• [Exercise directions]:
Tally up the lines carrying the string "that" and respond with only the resulting number.

• [Exercise material]:
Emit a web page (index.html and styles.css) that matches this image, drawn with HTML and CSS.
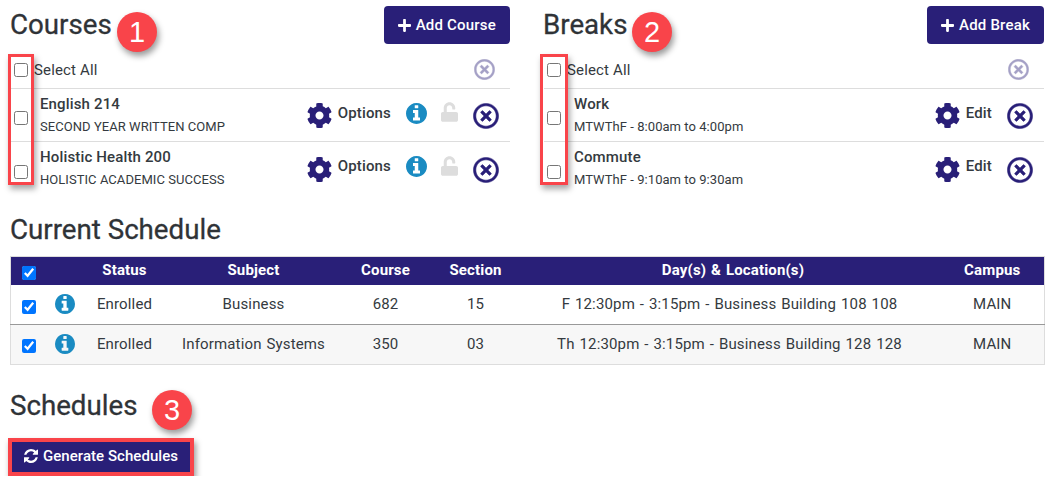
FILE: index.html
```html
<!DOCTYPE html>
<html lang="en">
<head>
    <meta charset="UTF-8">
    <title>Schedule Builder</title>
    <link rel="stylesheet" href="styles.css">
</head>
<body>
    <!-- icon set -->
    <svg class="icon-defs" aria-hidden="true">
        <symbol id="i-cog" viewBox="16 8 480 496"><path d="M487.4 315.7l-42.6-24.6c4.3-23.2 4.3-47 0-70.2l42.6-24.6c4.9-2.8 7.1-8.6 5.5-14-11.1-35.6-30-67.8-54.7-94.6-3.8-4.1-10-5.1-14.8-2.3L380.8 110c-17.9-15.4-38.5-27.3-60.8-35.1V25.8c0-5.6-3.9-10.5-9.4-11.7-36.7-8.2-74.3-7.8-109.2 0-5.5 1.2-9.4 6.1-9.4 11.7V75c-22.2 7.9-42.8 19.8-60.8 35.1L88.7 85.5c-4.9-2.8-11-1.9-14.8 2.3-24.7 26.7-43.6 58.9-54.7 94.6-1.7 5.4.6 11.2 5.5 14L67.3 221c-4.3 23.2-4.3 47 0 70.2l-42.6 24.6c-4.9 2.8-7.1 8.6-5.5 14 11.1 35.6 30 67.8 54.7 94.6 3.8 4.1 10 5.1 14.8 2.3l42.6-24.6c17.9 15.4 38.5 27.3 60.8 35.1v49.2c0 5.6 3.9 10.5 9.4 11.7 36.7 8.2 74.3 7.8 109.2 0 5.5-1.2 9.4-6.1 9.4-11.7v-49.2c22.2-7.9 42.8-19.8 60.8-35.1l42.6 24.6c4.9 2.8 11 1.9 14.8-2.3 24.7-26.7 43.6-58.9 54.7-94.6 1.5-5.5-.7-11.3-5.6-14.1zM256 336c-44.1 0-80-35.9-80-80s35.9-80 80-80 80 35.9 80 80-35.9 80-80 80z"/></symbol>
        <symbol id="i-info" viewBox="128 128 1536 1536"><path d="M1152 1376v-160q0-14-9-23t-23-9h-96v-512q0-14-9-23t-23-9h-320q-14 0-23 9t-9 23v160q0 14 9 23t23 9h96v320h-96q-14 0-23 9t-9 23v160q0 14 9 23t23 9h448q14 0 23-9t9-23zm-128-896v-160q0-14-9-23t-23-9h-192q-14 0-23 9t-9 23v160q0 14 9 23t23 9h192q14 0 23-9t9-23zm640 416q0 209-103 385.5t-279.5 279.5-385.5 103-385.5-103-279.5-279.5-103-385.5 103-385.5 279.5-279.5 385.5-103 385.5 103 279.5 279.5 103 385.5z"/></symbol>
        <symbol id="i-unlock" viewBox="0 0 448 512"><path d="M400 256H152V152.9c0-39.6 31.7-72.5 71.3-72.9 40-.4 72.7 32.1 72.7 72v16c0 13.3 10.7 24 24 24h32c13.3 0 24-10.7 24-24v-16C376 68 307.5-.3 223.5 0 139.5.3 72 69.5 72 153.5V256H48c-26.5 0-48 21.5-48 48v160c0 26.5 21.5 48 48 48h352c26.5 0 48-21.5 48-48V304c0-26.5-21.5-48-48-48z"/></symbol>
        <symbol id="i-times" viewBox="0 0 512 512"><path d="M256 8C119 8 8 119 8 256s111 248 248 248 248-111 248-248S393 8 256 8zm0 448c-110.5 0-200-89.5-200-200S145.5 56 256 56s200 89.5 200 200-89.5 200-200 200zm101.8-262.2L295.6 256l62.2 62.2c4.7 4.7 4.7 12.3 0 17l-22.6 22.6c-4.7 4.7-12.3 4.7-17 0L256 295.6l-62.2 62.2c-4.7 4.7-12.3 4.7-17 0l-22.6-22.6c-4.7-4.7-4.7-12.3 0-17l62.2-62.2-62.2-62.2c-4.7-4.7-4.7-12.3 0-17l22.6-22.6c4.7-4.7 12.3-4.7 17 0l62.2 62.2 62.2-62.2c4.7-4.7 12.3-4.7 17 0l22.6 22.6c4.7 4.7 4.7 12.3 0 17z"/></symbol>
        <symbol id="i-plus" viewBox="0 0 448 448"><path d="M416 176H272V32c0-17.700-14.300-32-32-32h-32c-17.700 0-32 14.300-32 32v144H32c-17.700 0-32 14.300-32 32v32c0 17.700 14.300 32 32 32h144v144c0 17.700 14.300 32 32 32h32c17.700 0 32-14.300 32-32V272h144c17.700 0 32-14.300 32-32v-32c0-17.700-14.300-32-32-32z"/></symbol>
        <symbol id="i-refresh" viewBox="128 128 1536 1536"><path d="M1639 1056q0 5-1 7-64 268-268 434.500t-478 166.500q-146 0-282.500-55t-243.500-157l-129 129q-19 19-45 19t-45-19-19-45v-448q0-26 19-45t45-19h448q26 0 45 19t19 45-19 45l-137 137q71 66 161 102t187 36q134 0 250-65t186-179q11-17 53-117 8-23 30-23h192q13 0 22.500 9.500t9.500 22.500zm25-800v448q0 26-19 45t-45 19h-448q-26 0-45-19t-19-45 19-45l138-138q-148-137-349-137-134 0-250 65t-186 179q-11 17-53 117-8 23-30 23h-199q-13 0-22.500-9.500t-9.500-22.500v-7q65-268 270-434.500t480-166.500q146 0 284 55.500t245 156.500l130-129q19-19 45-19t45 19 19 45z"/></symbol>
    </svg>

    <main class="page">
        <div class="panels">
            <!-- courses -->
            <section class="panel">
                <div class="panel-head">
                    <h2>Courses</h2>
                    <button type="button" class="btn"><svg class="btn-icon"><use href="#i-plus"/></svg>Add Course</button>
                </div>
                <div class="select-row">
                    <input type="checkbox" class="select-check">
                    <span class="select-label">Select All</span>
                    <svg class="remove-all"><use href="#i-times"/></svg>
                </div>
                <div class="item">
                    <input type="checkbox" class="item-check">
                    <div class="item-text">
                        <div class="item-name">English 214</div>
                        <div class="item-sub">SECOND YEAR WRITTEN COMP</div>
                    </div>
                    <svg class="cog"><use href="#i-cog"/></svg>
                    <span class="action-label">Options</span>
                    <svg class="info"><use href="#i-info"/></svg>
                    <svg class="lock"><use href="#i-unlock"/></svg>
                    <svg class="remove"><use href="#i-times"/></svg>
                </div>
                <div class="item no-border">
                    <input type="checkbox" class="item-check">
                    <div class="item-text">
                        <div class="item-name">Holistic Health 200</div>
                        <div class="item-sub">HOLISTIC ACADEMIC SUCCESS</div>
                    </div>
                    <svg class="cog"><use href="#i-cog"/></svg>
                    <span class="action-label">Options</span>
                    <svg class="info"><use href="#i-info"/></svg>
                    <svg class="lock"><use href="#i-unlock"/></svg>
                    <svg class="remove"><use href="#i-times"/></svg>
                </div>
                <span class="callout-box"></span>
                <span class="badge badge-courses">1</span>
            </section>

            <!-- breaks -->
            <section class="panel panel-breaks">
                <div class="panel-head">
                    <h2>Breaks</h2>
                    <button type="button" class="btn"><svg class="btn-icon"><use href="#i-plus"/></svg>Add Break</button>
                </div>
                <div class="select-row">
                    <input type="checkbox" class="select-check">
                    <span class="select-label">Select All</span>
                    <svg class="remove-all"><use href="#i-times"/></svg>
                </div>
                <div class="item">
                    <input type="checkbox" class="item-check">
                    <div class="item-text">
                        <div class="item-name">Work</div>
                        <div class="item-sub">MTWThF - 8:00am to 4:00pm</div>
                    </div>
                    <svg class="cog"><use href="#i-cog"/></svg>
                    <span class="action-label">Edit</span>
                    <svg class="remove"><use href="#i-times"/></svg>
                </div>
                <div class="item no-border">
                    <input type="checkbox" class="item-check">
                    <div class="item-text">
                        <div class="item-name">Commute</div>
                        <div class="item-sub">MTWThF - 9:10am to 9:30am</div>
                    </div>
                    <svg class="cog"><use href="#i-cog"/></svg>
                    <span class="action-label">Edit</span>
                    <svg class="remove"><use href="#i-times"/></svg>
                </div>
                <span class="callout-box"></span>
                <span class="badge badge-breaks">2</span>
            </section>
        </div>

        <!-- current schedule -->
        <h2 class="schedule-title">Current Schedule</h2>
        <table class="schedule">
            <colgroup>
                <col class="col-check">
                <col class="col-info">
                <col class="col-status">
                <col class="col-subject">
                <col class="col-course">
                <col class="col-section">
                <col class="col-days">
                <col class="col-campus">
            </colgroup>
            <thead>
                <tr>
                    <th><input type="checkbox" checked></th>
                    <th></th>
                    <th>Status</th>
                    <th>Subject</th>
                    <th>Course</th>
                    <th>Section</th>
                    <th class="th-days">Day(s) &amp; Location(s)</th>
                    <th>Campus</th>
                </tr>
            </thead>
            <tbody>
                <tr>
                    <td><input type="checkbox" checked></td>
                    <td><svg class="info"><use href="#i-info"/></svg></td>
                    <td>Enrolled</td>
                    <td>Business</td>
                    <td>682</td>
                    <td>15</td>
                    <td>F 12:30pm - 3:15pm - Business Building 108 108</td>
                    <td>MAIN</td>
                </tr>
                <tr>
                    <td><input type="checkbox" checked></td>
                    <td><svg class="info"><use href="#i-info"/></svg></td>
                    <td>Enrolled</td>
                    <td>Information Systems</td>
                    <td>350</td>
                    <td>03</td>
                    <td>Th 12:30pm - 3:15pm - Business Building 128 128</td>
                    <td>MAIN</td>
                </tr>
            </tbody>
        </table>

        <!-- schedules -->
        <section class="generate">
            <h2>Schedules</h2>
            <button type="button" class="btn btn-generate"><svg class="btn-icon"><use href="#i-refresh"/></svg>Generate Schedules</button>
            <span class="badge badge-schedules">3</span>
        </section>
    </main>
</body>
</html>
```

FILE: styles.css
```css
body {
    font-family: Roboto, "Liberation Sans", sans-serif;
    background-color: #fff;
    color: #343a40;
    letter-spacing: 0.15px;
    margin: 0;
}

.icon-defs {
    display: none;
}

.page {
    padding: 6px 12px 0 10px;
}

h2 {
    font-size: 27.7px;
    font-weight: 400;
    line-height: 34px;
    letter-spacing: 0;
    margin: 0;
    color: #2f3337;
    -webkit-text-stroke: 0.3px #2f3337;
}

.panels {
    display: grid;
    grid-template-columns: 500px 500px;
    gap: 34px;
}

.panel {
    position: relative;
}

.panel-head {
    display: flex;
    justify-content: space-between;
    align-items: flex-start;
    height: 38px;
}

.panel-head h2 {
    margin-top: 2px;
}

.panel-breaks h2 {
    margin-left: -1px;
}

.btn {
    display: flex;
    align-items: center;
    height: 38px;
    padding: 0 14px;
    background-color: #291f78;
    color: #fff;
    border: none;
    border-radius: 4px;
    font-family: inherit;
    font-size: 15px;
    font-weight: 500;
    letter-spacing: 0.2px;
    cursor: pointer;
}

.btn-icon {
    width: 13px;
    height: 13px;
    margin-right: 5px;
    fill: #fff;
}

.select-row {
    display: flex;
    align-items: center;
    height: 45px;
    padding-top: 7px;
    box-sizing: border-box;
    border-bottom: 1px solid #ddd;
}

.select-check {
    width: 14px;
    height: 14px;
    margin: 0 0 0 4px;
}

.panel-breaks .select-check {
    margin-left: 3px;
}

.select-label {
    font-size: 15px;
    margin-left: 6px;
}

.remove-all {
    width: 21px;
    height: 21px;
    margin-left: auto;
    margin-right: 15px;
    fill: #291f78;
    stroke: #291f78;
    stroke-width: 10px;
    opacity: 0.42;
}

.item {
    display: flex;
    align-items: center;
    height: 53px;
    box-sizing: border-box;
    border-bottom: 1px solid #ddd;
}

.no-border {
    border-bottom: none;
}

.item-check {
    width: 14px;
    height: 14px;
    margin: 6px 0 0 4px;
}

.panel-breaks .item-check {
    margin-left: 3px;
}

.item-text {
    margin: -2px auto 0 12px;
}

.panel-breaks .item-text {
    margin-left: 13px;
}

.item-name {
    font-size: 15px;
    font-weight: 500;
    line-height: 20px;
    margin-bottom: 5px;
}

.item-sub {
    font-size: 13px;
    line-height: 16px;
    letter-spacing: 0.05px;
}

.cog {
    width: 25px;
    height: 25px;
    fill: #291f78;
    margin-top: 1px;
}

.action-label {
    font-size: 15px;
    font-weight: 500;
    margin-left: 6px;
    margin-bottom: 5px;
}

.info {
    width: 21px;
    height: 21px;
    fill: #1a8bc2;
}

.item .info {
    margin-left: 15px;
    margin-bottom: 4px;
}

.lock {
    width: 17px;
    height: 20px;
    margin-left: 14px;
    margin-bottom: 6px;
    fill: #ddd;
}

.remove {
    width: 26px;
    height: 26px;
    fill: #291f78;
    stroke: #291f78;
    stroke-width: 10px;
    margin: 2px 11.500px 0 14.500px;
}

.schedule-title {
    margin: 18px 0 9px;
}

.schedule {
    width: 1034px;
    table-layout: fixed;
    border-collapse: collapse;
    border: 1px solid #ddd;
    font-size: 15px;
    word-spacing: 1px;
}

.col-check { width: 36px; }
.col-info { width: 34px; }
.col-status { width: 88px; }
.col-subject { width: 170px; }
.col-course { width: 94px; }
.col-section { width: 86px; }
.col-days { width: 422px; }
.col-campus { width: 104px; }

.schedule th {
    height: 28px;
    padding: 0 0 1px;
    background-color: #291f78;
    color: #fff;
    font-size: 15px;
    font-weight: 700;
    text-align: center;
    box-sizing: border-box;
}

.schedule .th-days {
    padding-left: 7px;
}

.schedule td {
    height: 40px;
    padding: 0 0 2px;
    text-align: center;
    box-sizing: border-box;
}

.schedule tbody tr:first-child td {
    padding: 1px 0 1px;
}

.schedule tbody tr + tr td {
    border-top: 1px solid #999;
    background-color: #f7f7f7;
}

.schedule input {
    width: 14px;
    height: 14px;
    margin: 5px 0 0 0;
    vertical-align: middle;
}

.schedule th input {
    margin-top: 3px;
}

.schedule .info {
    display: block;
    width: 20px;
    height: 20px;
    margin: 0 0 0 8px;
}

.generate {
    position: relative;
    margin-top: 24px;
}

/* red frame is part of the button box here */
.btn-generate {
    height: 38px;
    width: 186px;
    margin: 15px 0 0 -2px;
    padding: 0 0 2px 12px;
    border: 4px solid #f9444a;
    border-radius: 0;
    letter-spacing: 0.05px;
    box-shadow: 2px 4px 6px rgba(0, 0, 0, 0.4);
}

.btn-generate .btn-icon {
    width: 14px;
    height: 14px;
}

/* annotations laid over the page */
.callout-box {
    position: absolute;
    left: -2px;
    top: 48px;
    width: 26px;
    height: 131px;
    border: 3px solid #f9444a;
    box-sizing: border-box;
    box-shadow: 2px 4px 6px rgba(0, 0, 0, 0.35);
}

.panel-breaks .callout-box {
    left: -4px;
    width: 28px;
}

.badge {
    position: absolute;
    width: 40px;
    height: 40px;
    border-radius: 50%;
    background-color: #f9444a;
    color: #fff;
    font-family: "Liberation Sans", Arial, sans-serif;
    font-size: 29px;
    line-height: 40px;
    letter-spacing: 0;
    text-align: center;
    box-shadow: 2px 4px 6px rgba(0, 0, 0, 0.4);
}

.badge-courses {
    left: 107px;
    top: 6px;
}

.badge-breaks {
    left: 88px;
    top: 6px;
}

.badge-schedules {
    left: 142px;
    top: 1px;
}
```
--
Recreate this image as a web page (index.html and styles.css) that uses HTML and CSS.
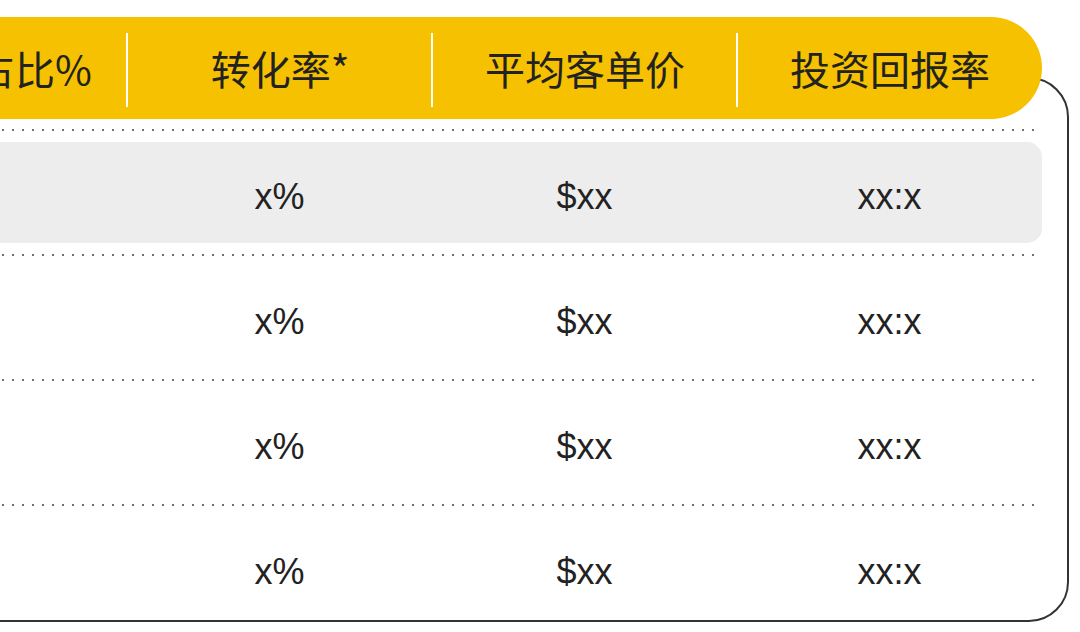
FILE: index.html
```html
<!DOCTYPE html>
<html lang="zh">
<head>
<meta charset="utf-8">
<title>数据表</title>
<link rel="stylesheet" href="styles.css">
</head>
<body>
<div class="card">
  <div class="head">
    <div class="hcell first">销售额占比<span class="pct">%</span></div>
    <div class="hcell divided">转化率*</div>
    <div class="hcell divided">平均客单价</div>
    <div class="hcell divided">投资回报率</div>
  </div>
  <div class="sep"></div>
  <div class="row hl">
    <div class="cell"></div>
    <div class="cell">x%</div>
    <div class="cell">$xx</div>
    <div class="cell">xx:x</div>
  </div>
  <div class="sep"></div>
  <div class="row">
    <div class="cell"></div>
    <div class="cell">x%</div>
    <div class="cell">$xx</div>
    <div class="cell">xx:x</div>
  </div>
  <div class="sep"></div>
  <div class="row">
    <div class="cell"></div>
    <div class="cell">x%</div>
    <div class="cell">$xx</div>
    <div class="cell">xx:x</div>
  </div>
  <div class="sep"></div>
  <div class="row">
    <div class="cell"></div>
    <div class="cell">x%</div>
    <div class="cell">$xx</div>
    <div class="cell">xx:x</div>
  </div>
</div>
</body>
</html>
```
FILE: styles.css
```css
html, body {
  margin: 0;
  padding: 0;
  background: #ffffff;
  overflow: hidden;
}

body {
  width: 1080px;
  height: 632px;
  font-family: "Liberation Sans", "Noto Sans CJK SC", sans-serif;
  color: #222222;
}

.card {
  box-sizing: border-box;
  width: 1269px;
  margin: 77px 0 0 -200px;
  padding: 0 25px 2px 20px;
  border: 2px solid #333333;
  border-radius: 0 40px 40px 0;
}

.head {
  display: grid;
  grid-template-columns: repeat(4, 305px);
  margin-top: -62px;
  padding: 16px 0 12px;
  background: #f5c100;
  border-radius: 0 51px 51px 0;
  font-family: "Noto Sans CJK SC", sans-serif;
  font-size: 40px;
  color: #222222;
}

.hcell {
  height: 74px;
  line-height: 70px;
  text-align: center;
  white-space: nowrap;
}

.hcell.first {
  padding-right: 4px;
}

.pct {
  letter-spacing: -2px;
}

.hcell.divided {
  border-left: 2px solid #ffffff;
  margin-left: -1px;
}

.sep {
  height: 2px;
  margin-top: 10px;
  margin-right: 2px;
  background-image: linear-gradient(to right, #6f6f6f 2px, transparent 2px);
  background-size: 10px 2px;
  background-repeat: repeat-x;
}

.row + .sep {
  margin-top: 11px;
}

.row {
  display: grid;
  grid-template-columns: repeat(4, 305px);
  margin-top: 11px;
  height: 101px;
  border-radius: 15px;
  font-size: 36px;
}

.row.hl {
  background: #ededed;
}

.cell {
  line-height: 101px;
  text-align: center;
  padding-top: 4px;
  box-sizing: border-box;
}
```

• [Exercise result]:
2